While sales are growing throughout all the main demographic groups here in the UK, it is the lucrative student-led 18 to 25-year-olds market where much of the promotional activity has been directed.
The two main well-known brands, Batchelors Super Noodles and Golden Wonder Pot Noodles, have spearheaded this drive with (some would say) a series of innovative but provocatively ‘laddish’ advertisements.

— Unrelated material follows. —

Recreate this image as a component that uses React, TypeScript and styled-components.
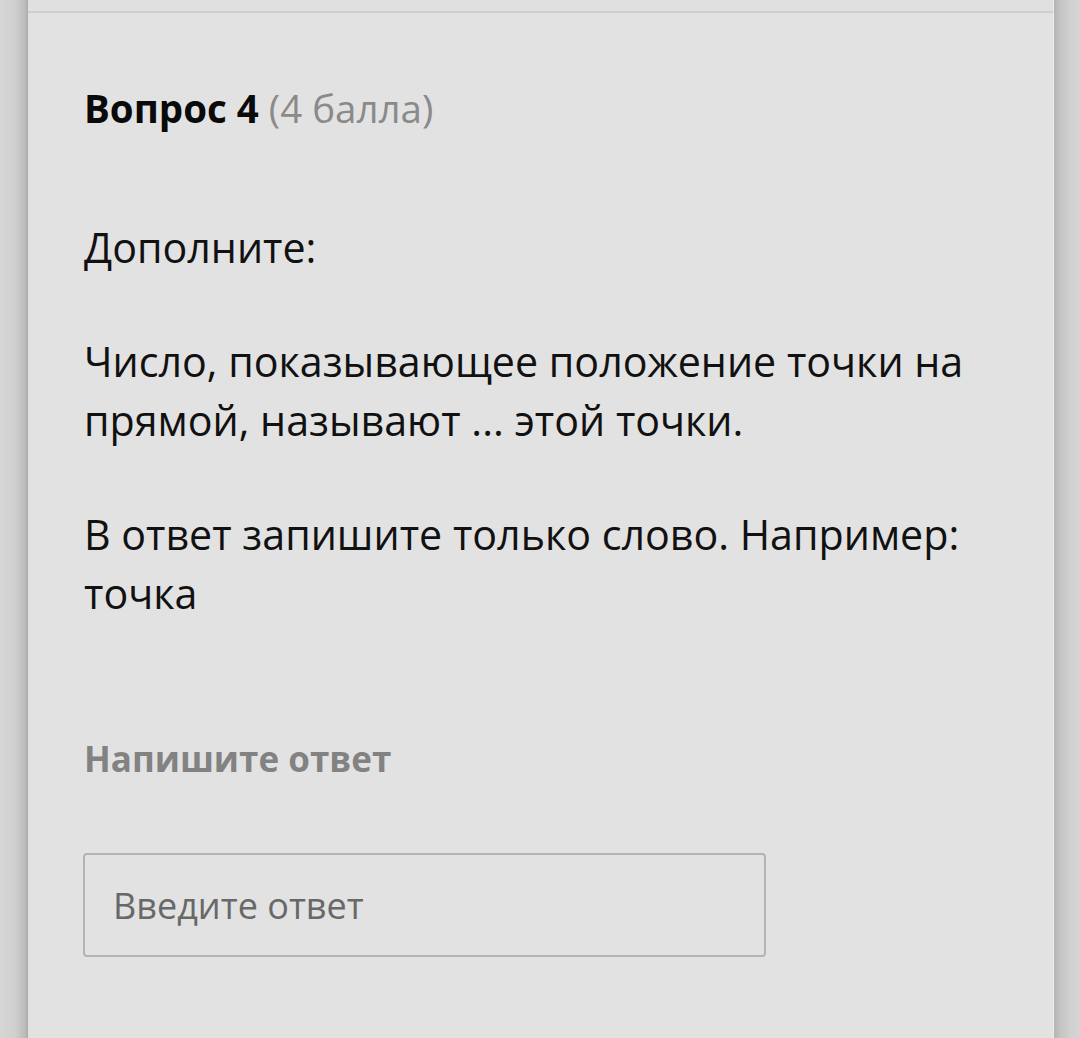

Pot Noodle, launched believe it or not in 1977, despite earning the dubious accolade via one industry poll of being ‘the UK’s most hated brand’, manages to sell a staggering 155 million pots a year.Serious foodies will say that these convenience pots represent a far cry from the quality of ‘real’ noodles, even though most of these are sold dried, in easy-to-prepare packs themselves. Egg noodles are one of the most popular forms of ready-to-eat noodles, their extra rich colour, more definite flavour and texture finding particular favour
with our westernised palates.
Perhaps the best way to sample traditional noodles in the UK is to visit a traditional Thai, Chinese or Japanese restaurant. One company, enigmatically named Wagamama, is leading the way to noodle domination of our high streets with an impressive 65 Noodle Bar restaurants across the country. Shifting 12 tons of noodles in varying formats weekly, Wagamama has been quick to capture a niche market for what is essentially a very healthy food group when compared with other national restaurant and fast food chains.
As a reasonably fit, late-fifty-something, noodles have started to appear in my weekly supermarket basket with a surprising regularity. And although to my mind, my wife’s new favourite, Thai chicken curry with noodles, may not replace my personal first choice ready-meal, fish and chips, we certainly eat noodles more often.